▸ **GOAL**: Copy out all lines that carry the word "full".

[Code that builds pages]
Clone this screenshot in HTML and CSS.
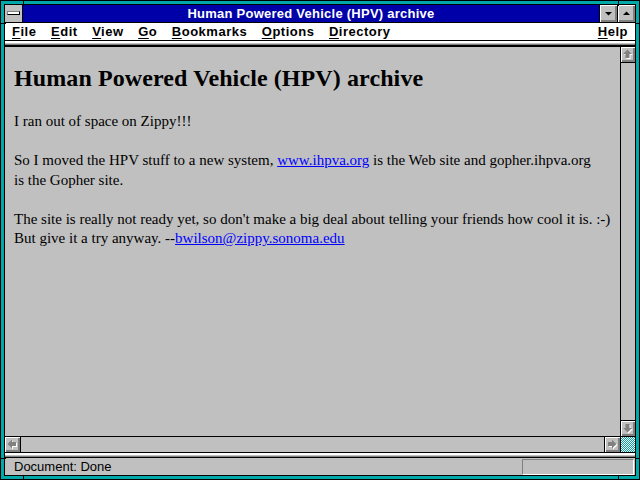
FILE: index.html
```html
<!DOCTYPE html>
<html>
<head>
<meta charset="utf-8">
<title>Human Powered Vehicle (HPV) archive</title>
<link rel="stylesheet" href="styles.css">
</head>
<body>
<div class="window">
  <div class="frame">
    <div class="titlebar">
      <div class="sysmenu"><span class="sysbar"></span></div>
      <div class="title">Human Powered Vehicle (HPV) archive</div>
      <div class="tbtn"><svg width="17" height="17" viewBox="0 0 17 17"><polygon points="5,7 12,7 8.5,10.5" fill="#000"/></svg></div>
      <div class="tbtn"><svg width="17" height="17" viewBox="0 0 17 17"><polygon points="5,10 12,10 8.5,6.5" fill="#000"/></svg></div>
    </div>
    <div class="menubar">
      <span class="mi"><u>F</u>ile</span>
      <span class="mi"><u>E</u>dit</span>
      <span class="mi"><u>V</u>iew</span>
      <span class="mi"><u>G</u>o</span>
      <span class="mi"><u>B</u>ookmarks</span>
      <span class="mi"><u>O</u>ptions</span>
      <span class="mi"><u>D</u>irectory</span>
      <span class="mi help"><u>H</u>elp</span>
    </div>
    <div class="toolstrip"></div>
    <div class="viewport">
      <div class="content">
        <h1>Human Powered Vehicle (HPV) archive</h1>
        <p>I ran out of space on Zippy!!!</p>
        <p>So I moved the HPV stuff to a new system, <a href="#">www.ihpva.org</a> is the Web site and gopher.ihpva.org<br>is the Gopher site.</p>
        <p>The site is really not ready yet, so don't make a big deal about telling your friends how cool it is. :-) But give it a try anyway. --<a href="#">bwilson@zippy.sonoma.edu</a></p>
      </div>
      <div class="vscroll">
        <div class="sbtn up"><svg width="14" height="15" viewBox="0 0 14 15"><g transform="translate(1,1)"><polygon points="6.5,2.5 2,7 4.5,7 4.5,11 8.5,11 8.5,7 11,7" fill="#fff"/></g><polygon points="6.5,2.5 2,7 4.5,7 4.5,11 8.5,11 8.5,7 11,7" fill="#808080"/></svg></div>
        <div class="track"></div>
        <div class="sbtn down"><svg width="14" height="15" viewBox="0 0 14 15"><g transform="translate(1,1)"><polygon points="6.5,11.5 2,7 4.5,7 4.5,3 8.5,3 8.5,7 11,7" fill="#fff"/></g><polygon points="6.5,11.5 2,7 4.5,7 4.5,3 8.5,3 8.5,7 11,7" fill="#808080"/></svg></div>
      </div>
    </div>
    <div class="hscroll">
      <div class="sbtn left"><svg width="15" height="15" viewBox="0 0 15 15"><g transform="translate(1,1)"><polygon points="2.5,7 7,2.5 7,5 11,5 11,9 7,9 7,11.5" fill="#fff"/></g><polygon points="2.5,7 7,2.5 7,5 11,5 11,9 7,9 7,11.5" fill="#808080"/></svg></div>
      <div class="htrack"></div>
      <div class="sbtn right"><svg width="15" height="15" viewBox="0 0 15 15"><g transform="translate(1,1)"><polygon points="11.5,7 7,2.5 7,5 3,5 3,9 7,9 7,11.5" fill="#fff"/></g><polygon points="11.5,7 7,2.5 7,5 3,5 3,9 7,9 7,11.5" fill="#808080"/></svg></div>
      <div class="corner"></div>
    </div>
    <div class="sep"></div>
    <div class="status">
      <span class="stext">Document: Done</span>
      <div class="progress"></div>
    </div>
  </div>
  <span class="mark v" style="left:22px;top:0"></span>
  <span class="mark v" style="left:617px;top:0"></span>
  <span class="mark v" style="left:22px;top:475px"></span>
  <span class="mark v" style="left:617px;top:475px"></span>
  <span class="mark h" style="left:0;top:22px"></span>
  <span class="mark h" style="left:635px;top:22px"></span>
  <span class="mark h" style="left:0;top:457px"></span>
  <span class="mark h" style="left:635px;top:457px"></span>
</div>
</body>
</html>
```
FILE: styles.css
```css
* { box-sizing: border-box; }
html, body { margin: 0; padding: 0; }
body { width: 640px; height: 480px; overflow: hidden; background: #c0c0c0; }

.window {
  position: relative;
  width: 640px;
  height: 480px;
  border: 1px solid #000;
  background: #00a8a8;
  padding: 3px;
}
.frame {
  width: 632px;
  height: 472px;
  border: 1px solid #000;
  display: flex;
  flex-direction: column;
  background: #c0c0c0;
}
.mark { position: absolute; background: #000; }
.mark.v { width: 1px; height: 5px; }
.mark.h { width: 5px; height: 1px; }

/* title bar */
.titlebar {
  height: 18px;
  display: flex;
  border-bottom: 1px solid #000;
  flex: none;
}
.sysmenu {
  width: 18px;
  height: 17px;
  background: #c0c0c0;
  border-right: 1px solid #000;
  position: relative;
}
.sysbar {
  position: absolute;
  left: 2px;
  top: 6px;
  width: 13px;
  height: 4px;
  background: #fff;
  border: 1px solid #808080;
  border-bottom-color: #000;
  border-right-color: #000;
}
.title {
  flex: 1;
  background: #0000a8;
  color: #fff;
  font: bold 13px/17px "Liberation Sans", Arial, sans-serif;
  letter-spacing: 0.25px;
  text-align: center;
}
.tbtn {
  width: 18px;
  height: 17px;
  border-left: 1px solid #000;
  background: #c0c0c0;
  box-shadow: inset 1px 1px 0 #fff, inset -2px -2px 0 #808080;
  display: flex;
}

/* menu */
.menubar {
  height: 18px;
  background: #fff;
  border-bottom: 1px solid #000;
  display: flex;
  flex: none;
  font: bold 13px/17px "Liberation Sans", Arial, sans-serif;
  letter-spacing: 0.5px;
  color: #000;
}
.mi { padding: 0 7.3px; }
.mi:first-child { padding-left: 7px; }
.mi u { text-underline-offset: 2px; }
.help { margin-left: auto; padding-right: 7px; }

.toolstrip {
  height: 6px;
  flex: none;
  border-top: 2px solid #fff;
  border-bottom: 2px solid #000;
  background: linear-gradient(#c0c0c0 0 1px, #808080 1px 2px);
}

/* viewport */
.viewport {
  height: 389px;
  display: flex;
  flex: none;
}
.content {
  flex: 1;
  padding: 17px 9px 0 9px;
  font: 15px/19.5px "Liberation Serif", "Times New Roman", serif;
  color: #000;
}
.content h1 {
  font: bold 24px/28px "Liberation Serif", "Times New Roman", serif;
  letter-spacing: 0.1px;
  margin: 0 0 20px;
}
.content p { margin: 0 0 19.5px; }
.content a { color: #0000ff; text-decoration: underline; }

.vscroll {
  width: 15px;
  border-left: 1px solid #000;
  display: flex;
  flex-direction: column;
}
.sbtn {
  background: #c0c0c0;
  box-shadow: inset 1px 1px 0 #fff, inset -2px -2px 0 #808080;
  display: flex;
  flex: none;
}
.vscroll .sbtn { height: 16px; }
.vscroll .up { border-bottom: 1px solid #000; }
.vscroll .down { border-top: 1px solid #000; }
.track { flex: 1; background: #c0c0c0; }

.hscroll {
  height: 17px;
  flex: none;
  display: flex;
  border-top: 1px solid #000;
  border-bottom: 1px solid #000;
}
.hscroll .sbtn { width: 16px; }
.hscroll .left { border-right: 1px solid #000; }
.hscroll .right { border-left: 1px solid #000; }
.htrack { flex: 1; background: #c0c0c0; }
.corner {
  width: 15px;
  border-left: 1px solid #000;
  background: repeating-conic-gradient(#00a8a8 0 25%, #fff 0 50%) 0 0 / 2px 2px;
}

.sep {
  height: 4px;
  flex: none;
  border-top: 2px solid #fff;
  background: linear-gradient(#c0c0c0 0 1px, #808080 1px 2px);
}

.status {
  flex: 1;
  border-top: 1px solid #000;
  display: flex;
  align-items: center;
  padding: 0 0 0 9px;
  font: 13px/17px "Liberation Sans", Arial, sans-serif;
  color: #000;
}
.stext { flex: 1; }
.progress {
  width: 112px;
  height: 16px;
  border-top: 1px solid #808080;
  border-left: 1px solid #808080;
  border-bottom: 1px solid #fff;
  border-right: 1px solid #fff;
  margin-right: 1px;
}
```
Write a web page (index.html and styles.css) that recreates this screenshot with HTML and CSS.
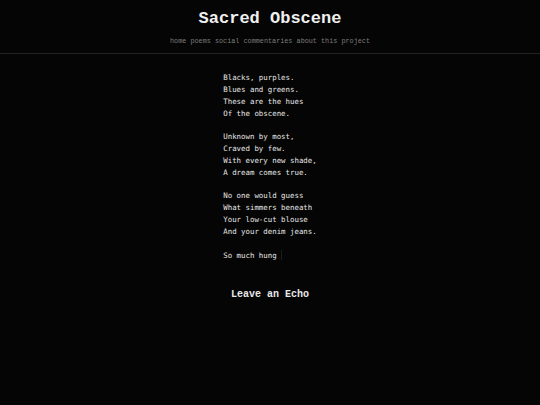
FILE: index.html
```
<!DOCTYPE html>
<html>
<head>
<meta charset="utf-8">
<link rel="stylesheet" href="styles.css">
</head>
<body>
<header class="site-header">
  <h1 class="site-title">Sacred Obscene</h1>
  <nav class="site-nav">
    <a href="#">home</a>
    <a href="#">poems</a>
    <a href="#">social commentaries</a>
    <a href="#">about this project</a>
  </nav>
</header>
<main class="content">
  <div class="poem"><p class="stanza">Blacks, purples.
Blues and greens.
These are the hues
Of the obscene.</p><p class="stanza">Unknown by most,
Craved by few.
With every new shade,
A dream comes true.</p><p class="stanza">No one would guess
What simmers beneath
Your low-cut blouse
And your denim jeans.</p><p class="stanza">So much hung<span class="cursor"></span></p></div>
  <h2 class="echo">Leave an Echo</h2>
</main>
</body>
</html>
```
FILE: styles.css
```
html, body {
  margin: 0;
  padding: 0;
  background: #050505;
}
body {
  width: 540px;
  height: 405px;
  font-family: "Liberation Mono", "DejaVu Sans Mono", monospace;
  color: #e8e8e8;
}
.site-header {
  text-align: center;
  border-bottom: 1px solid #222;
  padding-top: 9px;
  height: 44px;
}
.site-title {
  margin: 0;
  font-family: "Liberation Mono", monospace;
  font-size: 17px;
  line-height: 20px;
  font-weight: bold;
  color: #f0f0f0;
}
.site-nav {
  margin-top: 8px;
  font-size: 6.8px;
  line-height: 8px;
}
.site-nav a {
  color: #7c7c7c;
  text-decoration: none;
}
.content {
  display: flex;
  flex-direction: column;
  align-items: center;
  padding-top: 18px;
}
.poem {
  font-family: "DejaVu Sans Mono", monospace;
  font-size: 7.4px;
  line-height: 11.85px;
  color: #e6e6e6;
}
.stanza {
  margin: 0 0 11.85px 0;
  white-space: pre;
}
.cursor {
  display: inline-block;
  width: 1px;
  height: 10px;
  margin-left: 4px;
  vertical-align: -2px;
  background: #16201f;
}
.echo {
  margin: 16px 0 0 0;
  font-family: "Liberation Mono", monospace;
  font-size: 10px;
  line-height: 12px;
  font-weight: bold;
  color: #e8e8e8;
}
```
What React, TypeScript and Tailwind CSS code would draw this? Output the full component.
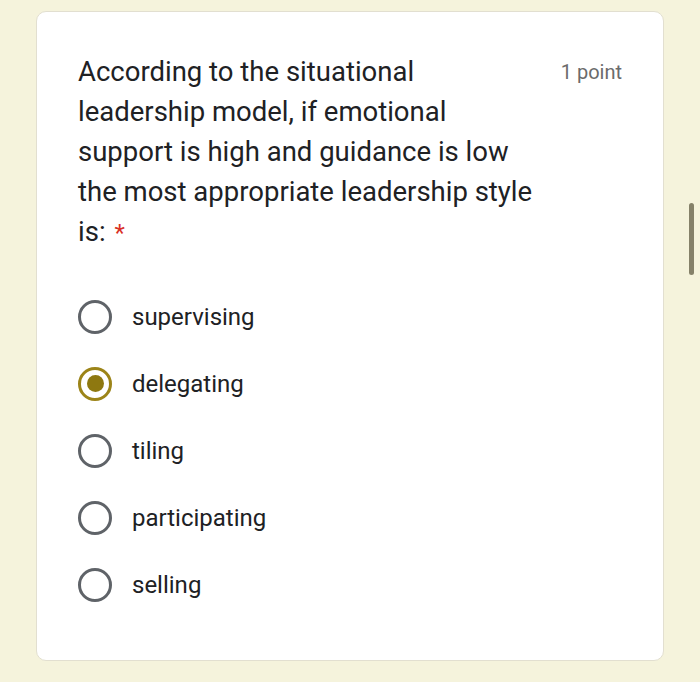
import React from "react";

const options = ["supervising", "delegating", "tiling", "participating", "selling"];

function Radio({ checked }: { checked: boolean }) {
  if (checked) {
    return (
      <div className="w-[34px] h-[34px] rounded-full border-[3px] border-[#9c8418] flex items-center justify-center shrink-0">
        <div className="w-[17px] h-[17px] rounded-full bg-[#8e7810]" />
      </div>
    );
  }
  return <div className="w-[34px] h-[34px] rounded-full border-[3px] border-[#5f6368] shrink-0" />;
}

const lines = [
  "According to the situational",
  "leadership model, if emotional",
  "support is high and guidance is low",
  "the most appropriate leadership style",
];

export default function App() {
  return (
    <div className="w-[700px] h-[682px] bg-[#f5f3dc] relative overflow-hidden" style={{ fontFamily: "Roboto, 'Liberation Sans', sans-serif" }}>
      <div className="pt-[11px] pl-[36px]">
        <div className="w-[628px] h-[650px] bg-white border border-[#e2dfd0] rounded-[10px] pt-[40px] pl-[41px] pr-[41px]">
          <div className="flex items-start justify-between">
            <div className="text-[27.5px] leading-[40px] text-[#202124] whitespace-nowrap">
              {lines.map((l) => (
                <div key={l}>{l}</div>
              ))}
              <div>
                is: <span className="text-[#d93025] text-[24px] ml-[2px]">*</span>
              </div>
            </div>
            <div className="text-[20px] leading-[40px] text-[#6b6b6b]">1 point</div>
          </div>
          <div className="mt-[30px] flex flex-col">
            {options.map((o, i) => (
              <div key={o} className="h-[67px] flex items-center gap-[20px]">
                <Radio checked={i === 1} />
                <span className="text-[24px] text-[#202124]">{o}</span>
              </div>
            ))}
          </div>
        </div>
      </div>
      <div className="absolute left-[689px] top-[203px] w-[5px] h-[72px] rounded-full bg-[#858169]" />
    </div>
  );
}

▸ **RESPONSE**:
What React, TypeScript and Tailwind CSS code would draw this? Output the full component.
      <div className="w-[34px] h-[34px] rounded-full border-[3px] border-[#9c8418] flex items-center justify-center shrink-0">
        <div className="w-[17px] h-[17px] rounded-full bg-[#8e7810]" />
  return <div className="w-[34px] h-[34px] rounded-full border-[3px] border-[#5f6368] shrink-0" />;
      <div className="absolute left-[689px] top-[203px] w-[5px] h-[72px] rounded-full bg-[#858169]" />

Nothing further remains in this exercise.